» Problem details
Return each line of the listing that contains the string "this".

(Data records)
# # # #
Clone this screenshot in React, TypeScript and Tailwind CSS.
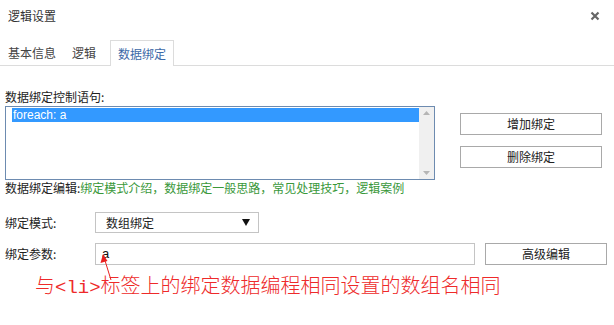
import { ReactNode } from 'react'

const cjk = '"Noto Sans CJK SC", "Liberation Sans", sans-serif'

function Btn({ children, className = '' }: { children: ReactNode; className?: string }) {
    return (
        <button className={`h-[22px] border border-[#a9a9a9] bg-white text-[12px] text-[#222] leading-none ${className}`}>
            {children}
        </button>
    )
}

export default function App() {
    return (
        <div className="relative w-[614px] h-[325px] bg-white text-[#333] overflow-hidden" style={{ fontFamily: cjk }}>
            {/* Header */}
            <div className="h-[32px] flex items-center justify-between pl-[8px] pr-[14px]">
                <span className="text-[12px]">逻辑设置</span>
                <svg width="10" height="10" viewBox="0 0 10 10">
                    <path d="M1.5 1.5 L8.5 8.5 M8.5 1.5 L1.5 8.5" stroke="#666" strokeWidth="2.2" />
                </svg>
            </div>

            {/* Tabs */}
            <div className="mt-[8px] h-[26px] flex items-end border-b border-[#dcdcdc]">
                <div className="h-[25px] px-[8px] flex items-center text-[12px] text-[#444]">基本信息</div>
                <div className="h-[25px] px-[8px] flex items-center text-[12px] text-[#444]">逻辑</div>
                <div className="ml-[6px] h-[26px] -mb-px px-[7px] flex items-center text-[12px] text-[#3d6aa8] bg-white border border-b-0 border-[#dcdcdc]">
                    数据绑定
                </div>
            </div>

            {/* Body */}
            <div className="pl-[5px] pt-[23px]">
                <div className="h-[16px] leading-[16px] text-[12px] text-[#222]">数据绑定控制语句:</div>
                <div className="mt-[1px] flex">
                    <div className="w-[430px] h-[74px] border border-[#6d8bb0] flex">
                        <div className="flex-1 pl-[6px] pt-[1px]">
                            <div
                                className="h-[14px] leading-[14px] pl-px bg-[#3399ff] text-white text-[12px]"
                                style={{ fontFamily: '"Liberation Sans", Arial, sans-serif' }}
                            >
                                foreach: a
                            </div>
                        </div>
                        <div className="w-[15px] bg-[#f0f0f0] flex flex-col justify-between items-center py-[4px]">
                            <svg width="7" height="4" viewBox="0 0 7 4">
                                <path d="M0 4 L3.5 0 L7 4 Z" fill="#b5b5b5" />
                            </svg>
                            <svg width="7" height="4" viewBox="0 0 7 4">
                                <path d="M0 0 L3.5 4 L7 0 Z" fill="#b5b5b5" />
                            </svg>
                        </div>
                    </div>
                    <div className="ml-[25px] pt-[7px] flex flex-col gap-[11px]">
                        <Btn className="w-[142px]">增加绑定</Btn>
                        <Btn className="w-[142px]">删除绑定</Btn>
                    </div>
                </div>

                <div className="h-[16px] leading-[16px] text-[12px] text-[#222]">
                    数据绑定编辑:<span className="text-[#3a983a]">绑定模式介绍，数据绑定一般思路，常见处理技巧，逻辑案例</span>
                </div>

                <div className="mt-[16px] flex items-center h-[21px]">
                    <span className="w-[90px] text-[12px] text-[#222]">绑定模式:</span>
                    <div className="w-[164px] h-[21px] border border-[#c4c4c4] flex items-center justify-between pl-[10px] pr-[8px]">
                        <span className="text-[12px] text-[#222]">数组绑定</span>
                        <svg width="8" height="7" viewBox="0 0 8 7">
                            <path d="M0 0 L8 0 L4 7 Z" fill="#111" />
                        </svg>
                    </div>
                </div>

                <div className="mt-[10px] flex items-center h-[22px]">
                    <span className="w-[90px] text-[12px] text-[#222]">绑定参数:</span>
                    <div className="w-[380px] h-[22px] border border-[#c4c4c4] flex items-center pl-[6px]">
                        <span className="text-[13px] text-[#111]" style={{ fontFamily: '"Liberation Sans", Arial, sans-serif' }}>a</span>
                    </div>
                    <Btn className="ml-[10px] w-[122px]">高级编辑</Btn>
                </div>

                <div className="mt-[8px] pl-[30px] text-[20px] leading-[24px] text-[#ee2a2a] font-light">
                    与<span className="text-[19px]" style={{ fontFamily: '"Liberation Mono", monospace' }}>&lt;li&gt;</span>标签上的绑定数据编程相同设置的数组名相同
                </div>
            </div>

            {/* annotation arrow */}
            <svg className="absolute left-[98px] top-[253px]" width="18" height="28" viewBox="0 0 18 28">
                <path d="M13 27 L6.5 6" stroke="#e82020" strokeWidth="1" fill="none" />
                <path d="M5 1 L2.5 10 L9.5 8 Z" fill="#e82020" />
            </svg>
        </div>
    )
}
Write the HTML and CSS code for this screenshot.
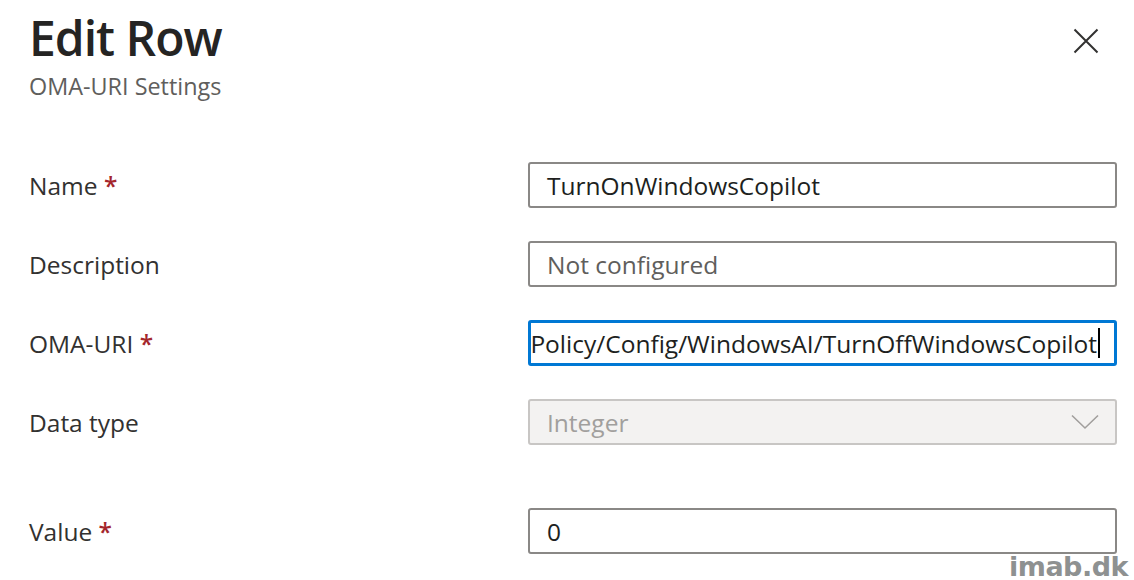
FILE: index.html
```html
<!DOCTYPE html>
<html>
<head>
<meta charset="utf-8">
<link rel="stylesheet" href="styles.css">
</head>
<body>
<div class="panel">
  <header class="head">
    <div class="titles">
      <h1 class="title">Edit Row</h1>
      <div class="subtitle">OMA-URI Settings</div>
    </div>
    <button class="close" aria-label="Close">
      <svg width="26" height="26" viewBox="0 0 26 26"><path d="M1.5 1.5 L24.5 24.5 M24.5 1.5 L1.5 24.5" stroke="#323130" stroke-width="2" fill="none"/></svg>
    </button>
  </header>
  <div class="form">
    <div class="row">
      <div class="label">Name <span class="req">*</span></div>
      <div class="field"><span class="val">TurnOnWindowsCopilot</span></div>
    </div>
    <div class="row">
      <div class="label">Description</div>
      <div class="field"><span class="ph">Not configured</span></div>
    </div>
    <div class="row">
      <div class="label">OMA-URI <span class="req">*</span></div>
      <div class="field focused"><span class="val scroll">Policy/Config/WindowsAI/TurnOffWindowsCopilot<span class="caret"></span></span></div>
    </div>
    <div class="row">
      <div class="label">Data type</div>
      <div class="field disabled"><span class="dis">Integer</span>
        <svg class="chev" width="28" height="16" viewBox="0 0 28 16"><path d="M1 1.5 L14 14 L27 1.5" stroke="#a19f9d" stroke-width="1.6" fill="none"/></svg>
      </div>
    </div>
    <div class="row value-row">
      <div class="label">Value <span class="req">*</span></div>
      <div class="field"><span class="val">0</span></div>
    </div>
  </div>
  <div class="watermark">imab.dk</div>
</div>
</body>
</html>
```

FILE: styles.css
```css
* { box-sizing: border-box; }
html, body { margin: 0; padding: 0; background: #fff; }
body {
  font-family: "Open Sans", "Noto Sans", sans-serif;
  color: #323130;
  width: 1134px;
  height: 580px;
  overflow: hidden;
}
.panel {
  position: relative;
  height: 580px;
  padding: 0 17px 0 29px;
}
.head {
  display: flex;
  justify-content: space-between;
  align-items: flex-start;
  height: 162px;
}
.title {
  margin: 0;
  font-size: 48px;
  font-weight: 600;
  line-height: 60px;
  padding-top: 8px;
  letter-spacing: -1px;
  color: #252423;
}
.subtitle {
  font-size: 23.4px;
  line-height: 28px;
  color: #605e5c;
  margin-top: 4px;
}
.close {
  border: 0;
  background: none;
  padding: 0;
  margin: 28px 18px 0 0;
  width: 26px;
  height: 26px;
  cursor: pointer;
}
.form {
  display: flex;
  flex-direction: column;
  gap: 33px;
}
.row {
  display: flex;
  align-items: center;
  height: 46px;
}
.value-row { margin-top: 30px; }
.label {
  width: 499px;
  font-size: 24.5px;
  color: #323130;
}
.req { color: #a4262c; font-weight: 600; }
.field {
  width: 589px;
  height: 46px;
  border: 2px solid #8a8886;
  border-radius: 3px;
  display: flex;
  align-items: center;
  padding: 0 17px;
  font-size: 24.5px;
  overflow: hidden;
  white-space: nowrap;
  background: #fff;
}
.val { color: #201f1e; }
.ph { color: #605e5c; }
.focused {
  border: 3px solid #0078d4;
  justify-content: flex-end;
  padding: 0 14px 0 0;
}
.scroll { flex-shrink: 0; display: flex; align-items: center; }
.caret {
  display: inline-block;
  width: 2px;
  height: 30px;
  background: #000;
  margin-left: 1px;
}
.disabled {
  background: #f3f2f1;
  border-color: #c8c6c4;
  justify-content: space-between;
  padding-right: 16px;
}
.dis { color: #a19f9d; }
.watermark {
  position: absolute;
  right: 6px;
  bottom: -2px;
  font-family: "DejaVu Sans", sans-serif;
  font-weight: 900;
  font-size: 27px;
  line-height: 30px;
  color: #8e9191;
  letter-spacing: -0.5px;
}
```
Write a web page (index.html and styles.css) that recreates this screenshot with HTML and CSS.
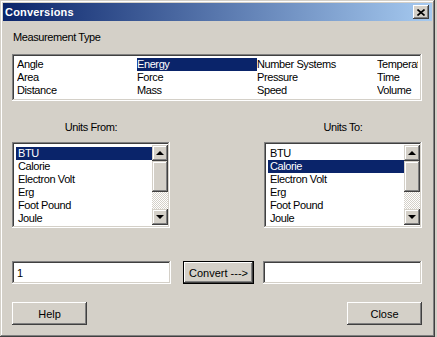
FILE: index.html
```html
<!DOCTYPE html>
<html lang="en">
<head>
  <meta charset="UTF-8">
  <meta name="viewport" content="width=device-width, initial-scale=1.0">
  <title>Conversions</title>
  <link rel="stylesheet" href="styles.css">
</head>
<body>
  <div class="window">
    <!-- Title bar -->
    <div class="titlebar">
      <span class="title">Conversions</span>
      <button class="title-close">
        <svg width="8" height="7" viewBox="0 0 8 7">
          <path d="M0.5 0.5 L7.5 6.5 M7.5 0.5 L0.5 6.5" stroke="#000" stroke-width="1.6" fill="none"/>
        </svg>
      </button>
    </div>

    <div class="content">
      <div class="label">Measurement Type</div>

      <!-- Measurement type list -->
      <div class="type-list">
        <div class="type-grid">
          <div class="item">Angle</div>
          <div class="item">Area</div>
          <div class="item">Distance</div>
          <div class="item selected">Energy</div>
          <div class="item">Force</div>
          <div class="item">Mass</div>
          <div class="item">Number Systems</div>
          <div class="item">Pressure</div>
          <div class="item">Speed</div>
          <div class="item">Temperature</div>
          <div class="item">Time</div>
          <div class="item">Volume</div>
        </div>
      </div>

      <!-- Units lists -->
      <div class="units">
        <div class="unit-col">
          <div class="label center">Units From:</div>
          <div class="listbox">
            <ul class="items">
              <li class="item selected">BTU</li>
              <li class="item">Calorie</li>
              <li class="item">Electron Volt</li>
              <li class="item">Erg</li>
              <li class="item">Foot Pound</li>
              <li class="item">Joule</li>
            </ul>
            <div class="scrollbar">
              <div class="scroll-btn"><span class="arrow up"></span></div>
              <div class="thumb"></div>
              <div class="track"></div>
              <div class="scroll-btn"><span class="arrow down"></span></div>
            </div>
          </div>
        </div>
        <div class="unit-col">
          <div class="label center">Units To:</div>
          <div class="listbox">
            <ul class="items">
              <li class="item">BTU</li>
              <li class="item selected">Calorie</li>
              <li class="item">Electron Volt</li>
              <li class="item">Erg</li>
              <li class="item">Foot Pound</li>
              <li class="item">Joule</li>
            </ul>
            <div class="scrollbar">
              <div class="scroll-btn"><span class="arrow up"></span></div>
              <div class="thumb"></div>
              <div class="track"></div>
              <div class="scroll-btn"><span class="arrow down"></span></div>
            </div>
          </div>
        </div>
      </div>

      <!-- Convert row -->
      <div class="convert-row">
        <input type="text" class="field" value="1">
        <button class="btn default">Convert ---&gt;</button>
        <input type="text" class="field" value="">
      </div>

      <!-- Dialog buttons -->
      <div class="button-row">
        <button class="btn">Help</button>
        <button class="btn">Close</button>
      </div>
    </div>
  </div>
</body>
</html>
```

FILE: styles.css
```css
body {
  margin: 0;
  background-color: #d4d0c8;
  font-family: "Liberation Sans", Arial, sans-serif;
  font-size: 11px;
  letter-spacing: -0.4px;
  color: #000;
}
ul {
  list-style: none;
  margin: 0;
  padding: 0;
}
.window {
  width: 435px;
  height: 337px;
  box-sizing: border-box;
  padding: 3px;
  background-color: #d4d0c8;
  box-shadow: inset -1px -1px #404040, inset 1px 1px #d4d0c8, inset -2px -2px #808080, inset 2px 2px #fff;
  display: flex;
  flex-direction: column;
}
.titlebar {
  height: 18px;
  display: flex;
  align-items: center;
  justify-content: space-between;
  padding: 0 3px 0 2px;
  background: linear-gradient(to right, #0a246a, #a6caf0);
}
.title {
  color: #fff;
  font-weight: bold;
  letter-spacing: 0.2px;
}
.title-close {
  width: 16px;
  height: 14px;
  padding: 0;
  border: none;
  background-color: #d4d0c8;
  box-shadow: inset -1px -1px #404040, inset 1px 1px #fff, inset -2px -2px #808080;
  display: flex;
  align-items: center;
  justify-content: center;
}
.content {
  flex: 1;
  display: flex;
  flex-direction: column;
  padding: 10px 10px 0 9px;
}
.label {
  line-height: 13px;
  padding-left: 1px;
}
.label.center {
  text-align: center;
  padding-left: 0;
}
/* sunken white boxes */
.type-list,
.listbox,
.field {
  box-sizing: border-box;
  background-color: #fff;
  box-shadow: inset -1px -1px #fff, inset 1px 1px #808080, inset -2px -2px #d4d0c8, inset 2px 2px #404040;
}
.type-list {
  margin-top: 10px;
  height: 47px;
  padding: 4px 4px 2px 5px;
  overflow: hidden;
}
.type-grid {
  display: grid;
  grid-template-columns: repeat(4, 120px);
  grid-template-rows: repeat(3, 13px);
  grid-auto-flow: column;
  overflow: hidden;
  height: 39px;
}
.item {
  line-height: 13px;
  white-space: nowrap;
  overflow: hidden;
}
.item.selected {
  background-color: #0a246a;
  color: #fff;
}
.units {
  margin-top: 20px;
  display: flex;
  justify-content: space-between;
}
.unit-col {
  width: 158px;
}
.listbox {
  margin-top: 8px;
  height: 86px;
  padding: 3px 2px 3px 4px;
  display: flex;
}
.items {
  flex: 1;
  padding-top: 2px;
  overflow: hidden;
}
.items .item {
  padding-left: 2px;
}
.scrollbar {
  width: 16px;
  display: flex;
  flex-direction: column;
}
.scroll-btn,
.thumb {
  background-color: #d4d0c8;
  box-shadow: inset -1px -1px #404040, inset 1px 1px #d4d0c8, inset -2px -2px #808080, inset 2px 2px #fff;
}
.scroll-btn {
  height: 16px;
  display: flex;
  align-items: center;
  justify-content: center;
}
.thumb {
  height: 31px;
}
.track {
  flex: 1;
  background: repeating-conic-gradient(#fff 0 25%, #d4d0c8 0 50%) 0 0 / 2px 2px;
}
.arrow {
  width: 0;
  height: 0;
  border-left: 4px solid transparent;
  border-right: 4px solid transparent;
}
.arrow.up {
  border-bottom: 4px solid #000;
}
.arrow.down {
  border-top: 4px solid #000;
}
.convert-row {
  margin-top: 33px;
  display: flex;
  align-items: center;
}
.field {
  width: 159px;
  height: 23px;
  border: none;
  padding: 2px 4px 2px 5px;
  font: inherit;
  outline: none;
}
.btn {
  height: 23px;
  width: 75px;
  padding: 0;
  border: none;
  font: inherit;
  color: #000;
  background-color: #d4d0c8;
  box-shadow: inset -1px -1px #404040, inset 1px 1px #fff, inset -2px -2px #808080, inset 2px 2px #d4d0c8;
}
.btn.default {
  width: 71px;
  margin: 0 9px 0 12px;
  border: 1px solid #000;
}
.button-row {
  margin-top: 18px;
  display: flex;
  justify-content: space-between;
}
```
# # # #
» Exercise output
Clone this screenshot in React, TypeScript and Tailwind CSS.
Write the HTML and CSS code for this screenshot.
Write a web page (index.html and styles.css) that recreates this screenshot with HTML and CSS.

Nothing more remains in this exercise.